TASK: Each line below should be retyped exactly, with no pictures.
>> START DATASET SECTION
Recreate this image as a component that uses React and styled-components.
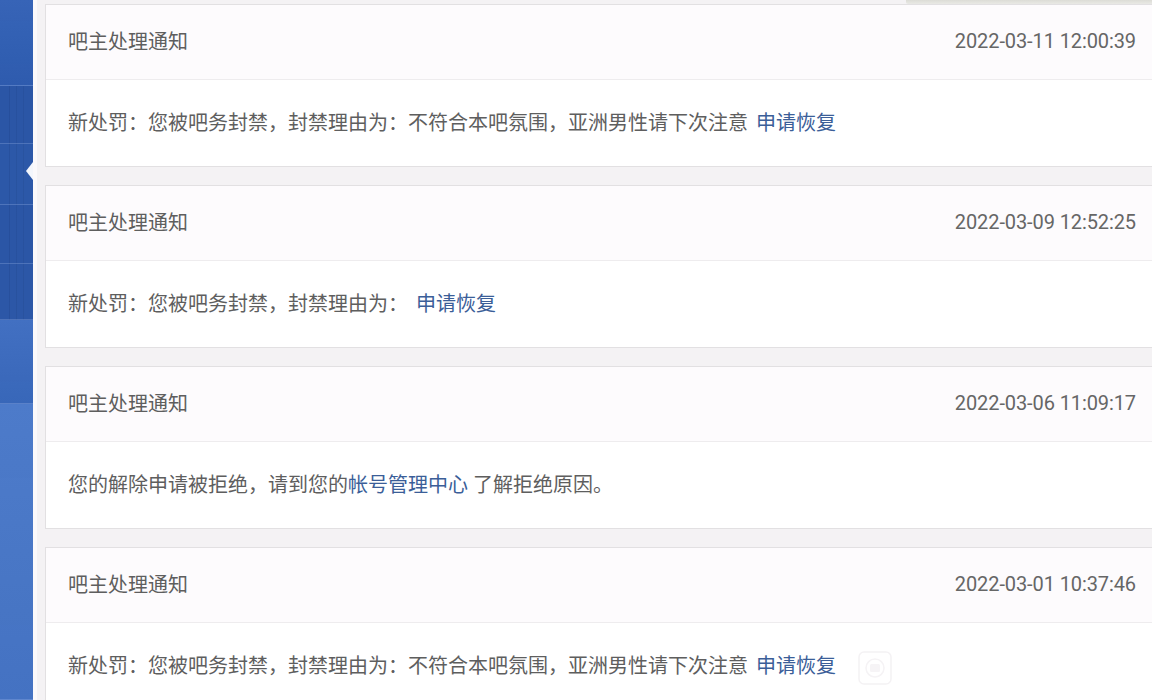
import React from "react";
import styled, { createGlobalStyle } from "styled-components";

const GlobalStyle = createGlobalStyle`
  html, body {
    margin: 0;
    padding: 0;
    height: 100%;
    overflow: hidden;
    background: #f4f2f4;
  }
  #root {
    height: 100%;
  }
`;

const Page = styled.div`
  display: flex;
  height: 700px;
  font-family: Roboto, "Noto Sans CJK SC", sans-serif;
`;

const Sidebar = styled.aside`
  position: relative;
  flex: 0 0 33px;
  display: flex;
  flex-direction: column;
  border-right: 4px solid #fbf9fb;
`;

const Segment = styled.div`
  height: ${(p) => p.h}px;
  flex: ${(p) => (p.grow ? 1 : "none")};
  background-color: ${(p) => p.color};
  border-bottom: 1px solid rgba(120, 150, 210, 0.45);
  background-image: ${(p) =>
    p.lined
      ? "repeating-linear-gradient(90deg, transparent 0 9px, rgba(20, 50, 110, 0.18) 9px 10px, transparent 10px 16px, rgba(20, 50, 110, 0.14) 16px 17px, transparent 17px 23px, rgba(20, 50, 110, 0.14) 23px 24px, transparent 24px 33px)"
      : "linear-gradient(180deg, rgba(255,255,255,0.04), rgba(0,0,0,0.03))"};
`;

const Pointer = styled.div`
  position: absolute;
  right: 0;
  top: 162px;
  width: 0;
  height: 0;
  border-top: 9px solid transparent;
  border-bottom: 9px solid transparent;
  border-right: 7px solid #f3f6fc;
`;

const Main = styled.main`
  flex: 1;
  display: flex;
  flex-direction: column;
  padding-left: 8px;
  background: #f4f2f4;
  overflow: hidden;
`;

const TopStrip = styled.div`
  height: 5px;
  display: flex;
  justify-content: flex-end;
`;

const Shade = styled.div`
  width: 246px;
  height: 4px;
  background: linear-gradient(180deg, #dcdcd6, #e9e9e5);
  border-radius: 0 0 0 2px;
`;

const List = styled.div`
  display: flex;
  flex-direction: column;
  gap: 18px;
`;

const Card = styled.section`
  border: 1px solid #e2e0e2;
  border-right: none;
  background: #ffffff;
  flex: none;
`;

const CardHeader = styled.header`
  height: 75px;
  display: flex;
  align-items: center;
  justify-content: space-between;
  padding: 0 16px 3px 22px;
  box-sizing: border-box;
  background: #fdfbfd;
  border-bottom: 1px solid #eeecee;
  font-size: 20px;
  color: #5e5e5e;
`;

const Time = styled.span`
  font-size: 20px;
  color: #666666;
  letter-spacing: -0.1px;
`;

const CardBody = styled.div`
  height: 86px;
  display: flex;
  align-items: center;
  padding: 0 22px 3px;
  box-sizing: border-box;
  font-size: 20px;
  color: #5e5e5e;
  white-space: pre;
`;

const Link = styled.a`
  color: #3b5e98;
  text-decoration: none;
  cursor: pointer;
  margin-left: ${(p) => (p.$spaced ? "8px" : "0")};
`;

const Watermark = styled.span`
  display: inline-flex;
  margin-left: 22px;
  margin-top: 6px;
`;

const notices = [
  {
    time: "2022-03-11 12:00:39",
    body: (
      <>
        <span>新处罚：您被吧务封禁，封禁理由为：不符合本吧氛围，亚洲男性请下次注意</span>
        <Link $spaced>申请恢复</Link>
      </>
    ),
  },
  {
    time: "2022-03-09 12:52:25",
    body: (
      <>
        <span>新处罚：您被吧务封禁，封禁理由为：</span>
        <Link $spaced>申请恢复</Link>
      </>
    ),
  },
  {
    time: "2022-03-06 11:09:17",
    body: (
      <>
        <span>您的解除申请被拒绝，请到您的</span>
        <Link>帐号管理中心</Link>
        <span>{" 了解拒绝原因。"}</span>
      </>
    ),
  },
  {
    time: "2022-03-01 10:37:46",
    body: (
      <>
        <span>新处罚：您被吧务封禁，封禁理由为：不符合本吧氛围，亚洲男性请下次注意</span>
        <Link $spaced>申请恢复</Link>
        <Watermark>
          <svg width="34" height="34" viewBox="0 0 34 34" fill="none">
            <rect x="1" y="1" width="32" height="32" rx="5" stroke="#f4f2f4" strokeWidth="1.5" />
            <circle cx="17" cy="17" r="9" stroke="#f5f3f5" strokeWidth="1.5" />
            <rect x="12" y="13" width="10" height="8" rx="1.5" fill="#f6f4f6" />
          </svg>
        </Watermark>
      </>
    ),
  },
];

const App = () => {
  return (
    <Page>
      <GlobalStyle />
      <Sidebar>
        <Segment h={85} color="#2f5eb4" />
        <Segment h={57} color="#2b56a6" lined />
        <Segment h={60} color="#2c58a8" lined />
        <Segment h={58} color="#2b56a6" lined />
        <Segment h={55} color="#2c57a7" lined />
        <Segment h={83} color="#3a6abf" />
        <Segment grow color="#4676c8" />
        <Pointer />
      </Sidebar>
      <Main>
        <TopStrip>
          <Shade />
        </TopStrip>
        <List>
          {notices.map((n) => (
            <Card key={n.time}>
              <CardHeader>
                <span>吧主处理通知</span>
                <Time>{n.time}</Time>
              </CardHeader>
              <CardBody>{n.body}</CardBody>
            </Card>
          ))}
        </List>
      </Main>
    </Page>
  );
};

export default App;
>> END DATASET SECTION
OUTPUT FOR THIS EXERCISE:
Recreate this image as a component that uses React and styled-components.
import React from "react";
import styled, { createGlobalStyle } from "styled-components";

const GlobalStyle = createGlobalStyle`
  html, body {
    margin: 0;
    padding: 0;
    height: 100%;
    overflow: hidden;
    background: #f4f2f4;
  }
  #root {
    height: 100%;
  }
`;

const Page = styled.div`
  display: flex;
  height: 700px;
  font-family: Roboto, "Noto Sans CJK SC", sans-serif;
`;

const Sidebar = styled.aside`
  position: relative;
  flex: 0 0 33px;
  display: flex;
  flex-direction: column;
  border-right: 4px solid #fbf9fb;
`;

const Segment = styled.div`
  height: ${(p) => p.h}px;
  flex: ${(p) => (p.grow ? 1 : "none")};
  background-color: ${(p) => p.color};
  border-bottom: 1px solid rgba(120, 150, 210, 0.45);
  background-image: ${(p) =>
    p.lined
      ? "repeating-linear-gradient(90deg, transparent 0 9px, rgba(20, 50, 110, 0.18) 9px 10px, transparent 10px 16px, rgba(20, 50, 110, 0.14) 16px 17px, transparent 17px 23px, rgba(20, 50, 110, 0.14) 23px 24px, transparent 24px 33px)"
      : "linear-gradient(180deg, rgba(255,255,255,0.04), rgba(0,0,0,0.03))"};
`;

const Pointer = styled.div`
  position: absolute;
  right: 0;
  top: 162px;
  width: 0;
  height: 0;
  border-top: 9px solid transparent;
  border-bottom: 9px solid transparent;
  border-right: 7px solid #f3f6fc;
`;

const Main = styled.main`
  flex: 1;
  display: flex;
  flex-direction: column;
  padding-left: 8px;
  background: #f4f2f4;
  overflow: hidden;
`;

const TopStrip = styled.div`
  height: 5px;
  display: flex;
  justify-content: flex-end;
`;

const Shade = styled.div`
  width: 246px;
  height: 4px;
  background: linear-gradient(180deg, #dcdcd6, #e9e9e5);
  border-radius: 0 0 0 2px;
`;

const List = styled.div`
  display: flex;
  flex-direction: column;
  gap: 18px;
`;

const Card = styled.section`
  border: 1px solid #e2e0e2;
  border-right: none;
  background: #ffffff;
  flex: none;
`;

const CardHeader = styled.header`
  height: 75px;
  display: flex;
  align-items: center;
  justify-content: space-between;
  padding: 0 16px 3px 22px;
  box-sizing: border-box;
  background: #fdfbfd;
  border-bottom: 1px solid #eeecee;
  font-size: 20px;
  color: #5e5e5e;
`;

const Time = styled.span`
  font-size: 20px;
  color: #666666;
  letter-spacing: -0.1px;
`;

const CardBody = styled.div`
  height: 86px;
  display: flex;
  align-items: center;
  padding: 0 22px 3px;
  box-sizing: border-box;
  font-size: 20px;
  color: #5e5e5e;
  white-space: pre;
`;

const Link = styled.a`
  color: #3b5e98;
  text-decoration: none;
  cursor: pointer;
  margin-left: ${(p) => (p.$spaced ? "8px" : "0")};
`;

const Watermark = styled.span`
  display: inline-flex;
  margin-left: 22px;
  margin-top: 6px;
`;

const notices = [
  {
    time: "2022-03-11 12:00:39",
    body: (
      <>
        <span>新处罚：您被吧务封禁，封禁理由为：不符合本吧氛围，亚洲男性请下次注意</span>
        <Link $spaced>申请恢复</Link>
      </>
    ),
  },
  {
    time: "2022-03-09 12:52:25",
    body: (
      <>
        <span>新处罚：您被吧务封禁，封禁理由为：</span>
        <Link $spaced>申请恢复</Link>
      </>
    ),
  },
  {
    time: "2022-03-06 11:09:17",
    body: (
      <>
        <span>您的解除申请被拒绝，请到您的</span>
        <Link>帐号管理中心</Link>
        <span>{" 了解拒绝原因。"}</span>
      </>
    ),
  },
  {
    time: "2022-03-01 10:37:46",
    body: (
      <>
        <span>新处罚：您被吧务封禁，封禁理由为：不符合本吧氛围，亚洲男性请下次注意</span>
        <Link $spaced>申请恢复</Link>
        <Watermark>
          <svg width="34" height="34" viewBox="0 0 34 34" fill="none">
            <rect x="1" y="1" width="32" height="32" rx="5" stroke="#f4f2f4" strokeWidth="1.5" />
            <circle cx="17" cy="17" r="9" stroke="#f5f3f5" strokeWidth="1.5" />
            <rect x="12" y="13" width="10" height="8" rx="1.5" fill="#f6f4f6" />
          </svg>
        </Watermark>
      </>
    ),
  },
];

const App = () => {
  return (
    <Page>
      <GlobalStyle />
      <Sidebar>
        <Segment h={85} color="#2f5eb4" />
        <Segment h={57} color="#2b56a6" lined />
        <Segment h={60} color="#2c58a8" lined />
        <Segment h={58} color="#2b56a6" lined />
        <Segment h={55} color="#2c57a7" lined />
        <Segment h={83} color="#3a6abf" />
        <Segment grow color="#4676c8" />
        <Pointer />
      </Sidebar>
      <Main>
        <TopStrip>
          <Shade />
        </TopStrip>
        <List>
          {notices.map((n) => (
            <Card key={n.time}>
              <CardHeader>
                <span>吧主处理通知</span>
                <Time>{n.time}</Time>
              </CardHeader>
              <CardBody>{n.body}</CardBody>
            </Card>
          ))}
        </List>
      </Main>
    </Page>
  );
};

export default App;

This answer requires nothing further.